Political Economy, Social Strain, and Alternatives to Austerity and Neoliberalism
1University of Birmingham, United Kingdom; 2Leiden University, Netherlands
The post-2008 period has been marked by austerity, stagnation, but yet the stubborn persistence of a neoliberal consensus. During the same period, the prominent prospective alternatives to neoliberalism have also changed, passing through: a brief period of Keynesian hope during 2009; the prospect of radical horizontalism during the public square movements of 2011; efforts to 'occupy' the institutions of democracy, as witnessed by the movement parties of Podemos and Syriza; and now what appears to be a populism of both the left and the right, committed to some kind of re-nationalised alternative to neoliberalism. This paper argues that attempts to explain these developments require a political economy of dissent: a framework through which to understand contemporary capitalism, the contested social relations which constitute it, and the forms of resistance and reaction that have emerged from it and which have subsequently congealed into a variety of (unstable) political settlements. This requires a combination of critical political economy, institutional analysis, and social movement studies. In developing a political economy of dissent, therefore, the present paper sets out to describe, understand and explain the different trajectories of capitalism and its contestation, and the unstable institutional outcomes in which these have resulted, during the so-called 'age of austerity'. This enables the identification of different sources of social strain as they have developed since 2008, and therefore highlights the potentials for change to the state-market-society configuration in the present. Empirically, it focuses on concrete developments in the UK, US, Spain, Germany and Japan.

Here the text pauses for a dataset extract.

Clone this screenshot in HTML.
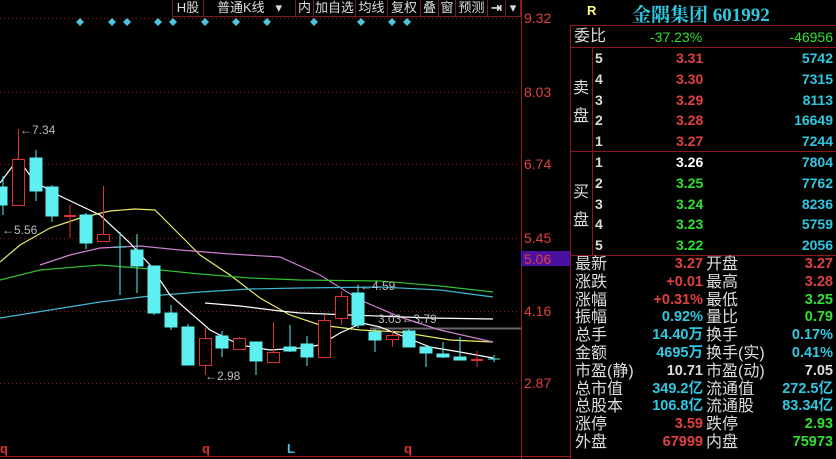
<!DOCTYPE html>
<html><head><meta charset="utf-8"><style>
*{margin:0;padding:0;box-sizing:border-box}
body{width:836px;height:459px;background:#000;overflow:hidden;position:relative;font-family:"Liberation Sans","Noto Sans CJK SC",sans-serif;}
.a{position:absolute;white-space:nowrap}
.tb{position:absolute;top:0;height:17px;border:1px solid #7a1a1a;border-top:none;color:#ddd;font-size:13px;line-height:16px;text-align:center}
.r{position:absolute;font-size:14px;line-height:18px;font-weight:bold;white-space:nowrap}
.lb{position:absolute;font-size:16px;color:#ddd;line-height:18px;white-space:nowrap}
</style></head><body>
<svg class="a" style="left:0;top:0" width="836" height="459">
<g stroke="#8a1a1a" stroke-dasharray="1,3" stroke-width="1">
<line x1="0" y1="18.5" x2="520" y2="18.5"/><line x1="0" y1="92.5" x2="520" y2="92.5"/><line x1="0" y1="164.5" x2="520" y2="164.5"/><line x1="0" y1="238.5" x2="520" y2="238.5"/><line x1="0" y1="311.5" x2="520" y2="311.5"/><line x1="0" y1="383.5" x2="520" y2="383.5"/>
</g>
<line x1="521.5" y1="0" x2="521.5" y2="459" stroke="#a01818"/>
<line x1="0" y1="456.5" x2="570" y2="456.5" stroke="#a01818"/>
<line x1="370" y1="328.5" x2="521" y2="328.5" stroke="#666" stroke-width="2"/>
<rect x="521" y="251" width="49" height="15" fill="#4a10a0"/>
<g fill="#4fc3e0">
<polygon points="80,18 84,22 80,26 76,22"/><polygon points="112,18 116,22 112,26 108,22"/><polygon points="127,18 131,22 127,26 123,22"/><polygon points="158,18 162,22 158,26 154,22"/><polygon points="173,18 177,22 173,26 169,22"/><polygon points="205,18 209,22 205,26 201,22"/><polygon points="236,18 240,22 236,26 232,22"/><polygon points="267,18 271,22 267,26 263,22"/><polygon points="314,18 318,22 314,26 310,22"/><polygon points="361,18 365,22 361,26 357,22"/><polygon points="392,18 396,22 392,26 388,22"/><polygon points="407,18 411,22 407,26 403,22"/>
</g>
<g fill="none" stroke-width="1.2">
<polyline stroke="#e8e86a" points="0,262 20,245 50,228 80,218 110,211 135,209 155,210 175,230 200,255 230,275 260,298 290,315 320,325 360,330 400,332 450,340 493,342"/>
<polyline stroke="#d080d0" points="40,265 70,255 100,248 140,246 180,250 230,254 280,257 320,275 360,300 400,317 440,330 493,342"/>
<polyline stroke="#30c030" points="0,280 40,270 100,265 150,269 200,274 250,278 300,280 380,281 440,286 493,292"/>
<polyline stroke="#40b8d0" points="0,318 50,310 100,302 150,296 200,292 250,289 300,288 380,287 440,290 493,297"/>
<polyline stroke="#fff" points="0,183 18,159 35,182 60,196 100,215 130,243 150,265 170,295 210,330 240,345 270,350 300,348 320,345 340,333 362,323 380,327 400,335 430,347 460,352 493,358"/>
<polyline stroke="#fff" points="205,303 240,306 280,311 300,313 350,315 430,318 493,319"/>
</g>
<g stroke="#5ef0f0" fill="#5ef0f0">
<line x1="3" y1="176" x2="3" y2="215"/><rect x="0" y="187" width="7" height="18"/>
<line x1="36" y1="150" x2="36" y2="201"/><rect x="30" y="158" width="12" height="33"/>
<line x1="52" y1="185" x2="52" y2="222"/><rect x="46" y="187" width="12" height="29"/>
<line x1="86" y1="213" x2="86" y2="249"/><rect x="80" y="215" width="12" height="28"/>
<line x1="120" y1="232" x2="120" y2="295"/><line x1="114" y1="247" x2="126" y2="247"/>
<line x1="137" y1="234" x2="137" y2="293"/><rect x="131" y="250" width="12" height="16"/>
<line x1="154" y1="266" x2="154" y2="315"/><rect x="148" y="266" width="12" height="47"/>
<line x1="171" y1="305" x2="171" y2="330"/><rect x="165" y="313" width="12" height="14"/>
<line x1="188" y1="324" x2="188" y2="365"/><rect x="182" y="327" width="12" height="38"/>
<line x1="222" y1="331" x2="222" y2="357"/><rect x="216" y="336" width="12" height="12"/>
<line x1="256" y1="342" x2="256" y2="375"/><rect x="250" y="342" width="12" height="19"/>
<line x1="290" y1="325" x2="290" y2="352"/><rect x="284" y="347" width="12" height="4"/>
<line x1="307" y1="336" x2="307" y2="366"/><rect x="301" y="344" width="12" height="13"/>
<line x1="358" y1="285" x2="358" y2="328"/><rect x="352" y="293" width="12" height="32"/>
<line x1="375" y1="329" x2="375" y2="352"/><rect x="369" y="332" width="12" height="8"/>
<line x1="409" y1="329" x2="409" y2="347"/><rect x="403" y="331" width="12" height="16"/>
<line x1="426" y1="347" x2="426" y2="367"/><rect x="420" y="347" width="12" height="6"/>
<line x1="443" y1="342" x2="443" y2="358"/><rect x="437" y="354" width="12" height="3"/>
<line x1="460" y1="337" x2="460" y2="360"/><rect x="454" y="357" width="12" height="3"/>
<line x1="494" y1="355" x2="494" y2="362"/><line x1="488" y1="359" x2="500" y2="359"/>
</g>
<g stroke="#e03030" fill="#000">
<line x1="18.5" y1="129" x2="18.5" y2="159"/><rect x="12.5" y="159.5" width="12" height="46"/>
<line x1="70" y1="205" x2="70" y2="238"/><line x1="64" y1="216" x2="76" y2="216" stroke-width="2"/>
<line x1="103.5" y1="186" x2="103.5" y2="234"/><rect x="97.5" y="234.5" width="12" height="7"/>
<line x1="205.5" y1="328" x2="205.5" y2="375"/><rect x="199.5" y="338.5" width="12" height="27"/>
<line x1="239.5" y1="337" x2="239.5" y2="350"/><rect x="233.5" y="338.5" width="12" height="11"/>
<line x1="273.5" y1="322" x2="273.5" y2="352"/><rect x="267.5" y="352.5" width="12" height="10"/>
<line x1="324.5" y1="315" x2="324.5" y2="320"/><rect x="318.5" y="320.5" width="12" height="37"/>
<line x1="341.5" y1="291" x2="341.5" y2="325"/><rect x="335.5" y="296.5" width="12" height="22"/>
<line x1="392.5" y1="330" x2="392.5" y2="347"/><rect x="386.5" y="335.5" width="12" height="4"/>
<line x1="477" y1="351" x2="477" y2="367"/><line x1="471" y1="360" x2="483" y2="360" stroke-width="2"/>
</g>
<g fill="#bbb" font-size="12" font-family="Liberation Sans">
<text x="20" y="134">←7.34</text><text x="2" y="234">←5.56</text><text x="205" y="380">←2.98</text><text x="360" y="290">←4.59</text><text x="378" y="323">3.03←3.79</text>
</g>
<g fill="#e04040" font-size="14" font-family="Liberation Sans">
<text x="524" y="23">9.32</text><text x="524" y="97">8.03</text><text x="524" y="169">6.74</text><text x="524" y="243">5.45</text><text x="524" y="264">5.06</text><text x="524" y="316">4.16</text><text x="524" y="388">2.87</text>
</g>
<g font-size="13" font-weight="bold" font-family="Liberation Sans"><text x="0" y="453" fill="#e03030">q</text><text x="202" y="453" fill="#e03030">q</text><text x="287" y="453" fill="#40c0d0">L</text><text x="404" y="453" fill="#e03030">q</text></g>
<g stroke="#8a1a1a" fill="none">
<line x1="570.5" y1="26" x2="570.5" y2="459"/><line x1="570" y1="25.5" x2="836" y2="25.5"/><line x1="570" y1="47.5" x2="836" y2="47.5"/><line x1="570" y1="151.5" x2="836" y2="151.5"/><line x1="570" y1="255.5" x2="836" y2="255.5"/><line x1="592.5" y1="47" x2="592.5" y2="255"/>
</g>
</svg>
<div class="tb" style="left:172px;width:32px">H股</div>
<div class="tb" style="left:203px;width:93px">普通K线 &nbsp;&nbsp;▾</div>
<div class="tb" style="left:295px;width:19px">内</div>
<div class="tb" style="left:313px;width:43px">加自选</div>
<div class="tb" style="left:355px;width:33px">均线</div>
<div class="tb" style="left:387px;width:34px">复权</div>
<div class="tb" style="left:420px;width:19px">叠</div>
<div class="tb" style="left:438px;width:18px">窗</div>
<div class="tb" style="left:455px;width:33px">预测</div>
<div class="tb" style="left:487px;width:19px;font-weight:bold">⇥</div>
<div class="tb" style="left:505px;width:16px">▾</div>
<div class="a" style="left:587px;top:3px;color:#ffff80;font-size:13px;font-weight:bold">R</div>
<div class="a" style="left:632px;top:0;color:#30c8e0;font-size:19px;font-weight:bold;font-family:'Liberation Serif','Noto Serif CJK SC',serif">金隅集团 601992</div>
<div class="lb" style="left:574px;top:28px">委比</div>
<div class="r" style="left:650px;top:28px;color:#30e030;font-weight:normal">-37.23%</div>
<div class="r" style="right:3px;top:28px;color:#30e030;font-weight:normal">-46956</div>
<div class="lb" style="left:573px;top:75px;line-height:28px">卖<br>盘</div>
<div class="lb" style="left:573px;top:179px;line-height:28px">买<br>盘</div>
<div class="a" style="left:595px;top:48px;color:#ddd;font-size:14px;font-weight:bold;line-height:20.8px">5<br>4<br>3<br>2<br>1<br>1<br>2<br>3<br>4<br>5</div>
<div class="a" style="left:676px;top:48px;font-size:14px;font-weight:bold;line-height:20.8px;color:#e04040">3.31<br>3.30<br>3.29<br>3.28<br>3.27<br><span style="color:#fff">3.26</span><br><span style="color:#30e030">3.25<br>3.24<br>3.23<br>3.22</span></div>
<div class="a" style="right:3px;top:48px;font-size:14px;font-weight:bold;line-height:20.8px;color:#30c8e0;text-align:right">5742<br>7315<br>8113<br>16649<br>7244<br>7804<br>7762<br>8236<br>5759<br>2056</div>
<div class="a" style="left:575px;top:256px;font-size:16px;color:#ddd;line-height:17.8px">最新<br>涨跌<br>涨幅<br>振幅<br>总手<br>金额<br>市盈(静)<br>总市值<br>总股本<br>涨停<br>外盘</div>
<div class="a" style="left:706px;top:256px;font-size:16px;color:#ddd;line-height:17.8px">开盘<br>最高<br>最低<br>量比<br>换手<br>换手(实)<br>市盈(动)<br>流通值<br>流通股<br>跌停<br>内盘</div>
<div class="a" style="right:133px;top:256px;font-size:14.5px;font-weight:bold;line-height:17.8px;text-align:right"><span style="color:#e04040">3.27<br>+0.01<br>+0.31%</span><br><span style="color:#30c8e0">0.92%<br>14.40万<br>4695万</span><br><span style="color:#ddd">10.71</span><br><span style="color:#30c8e0">349.2亿<br>106.8亿</span><br><span style="color:#e04040">3.59<br>67999</span></div>
<div class="a" style="right:3px;top:256px;font-size:14.5px;font-weight:bold;line-height:17.8px;text-align:right"><span style="color:#e04040">3.27<br>3.28</span><br><span style="color:#30e030">3.25<br>0.79</span><br><span style="color:#30c8e0">0.17%<br>0.41%</span><br><span style="color:#ddd">7.05</span><br><span style="color:#30c8e0">272.5亿<br>83.34亿</span><br><span style="color:#30e030">2.93<br>75973</span></div>
</body></html>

Extinction Rebellion and Civil Disobedience
University of Bristol, United Kingdom
Extinction Rebellion (XR) has played a central part in raising the concern for climate change in the UK and other countries in recent months. Whilst no social movements are as spontaneous as they are often presented, XR’s political strategy appears particularly elaborated. This paper explores XR’s practices and discourses of civil disobedience and disruption. It analyses these in relation to the history of political law-breaking with its different anarchist, autonomist and liberal roots. The paper further interrogates the roles of capitalism, liberal democracy and legitimacy in XR’s discourse and justifications of its law-
Allied Against Austerity – A Network Analysis Of Transnational Cooperation Among Anti-austerity Initiatives In Europe
Roskilde University, Denmark
The imposition of austerity programmes across Europe following the financial and economic crisis of 2008 has sparked a transnational social movement wave whose impact is still palpable. The contestation of European austerity has become widely diversified, from grass-roots activist groups and protest platforms to solidarity infrastructures and leftist governments. The development of these initiatives differs across regional and politico-economic lines, and most of them are squarely focused on their own domestic context. In spite of this fragmentation, there have been a number of efforts to connect anti-austerity activities across Europe, from transnational campaigns, summits and protests, to the establishment of transnational activist organisations. Anti-austerity initiatives are evidently willing and able to create alliances across borders and carry their contestation to the European level. The question we need to ask is: Under what conditions do they do it?
This contribution aims to answer that question. Based on a Social Network Analysis of hundreds of activist initiatives and the dozens of transnational projects they engaged in, it identifies which specific groups of actors cooperate with each other, and characterizes the content, form and scope of their cooperation. Triangulating the evidence with qualitative analyses of activist publications and interviews, it then determines the activists' concrete reasons for cooperating, as well as the successes and challenges they encounter. Using a Gramscian theoretical framework, the results are ultimately discussed in regards to how the transnationalisation of social struggles corresponds to the variegation of neoliberal capitalism and the erosion of its hegemony.
Establishment Populism and the Politics of Internal Devaluation: The Case of Croatia
University of Zagreb, Croatia
The countries of the postsocialist bloc that formed the last two waves of eastward enlargement were never good candidates in terms of support and advocacy for Social Europe. After the initial effort to ground their political legitimacy around the accession process and subsequent EU membership, the political classes in some countries have made a profound turn toward authoritarian rule driven by nationalism and euroscepticism. Nevertheless, the discourse that posits the European Union as a progressive force remains strong. The first part of the paper aims to analyse this discourse, provisionally labelled as establishment populism, and its internal mechanisms in the case of Croatia, last country to join the EU. In particular, we will attempt to highlight the displacement of class relations and conflicts over distribution through the excessive focus on clientelism, corruption and other features of the so-called crony capitalism. The establishment populism uses these deviations in order to counterpose them to rule of law provided by the EU institutions, thereby forming a narrative in which the antidote for deficiencies of the EU is „more Europe“. The second part of the paper brings the class analysis back in and indicates the factors and mechanism that led to deterioration of the position of labor in the period of illusive prosperity before the crisis and in the recessionary times during the crisis. Thus, we will focus on the interplay between internal (domestic) aspects (wage policies, labor legislation, political representation of labor etc.) and external ones, mostly related to the mechanisms and procedures of the European Union, inasmuch as they form a particular variety of neoliberalism.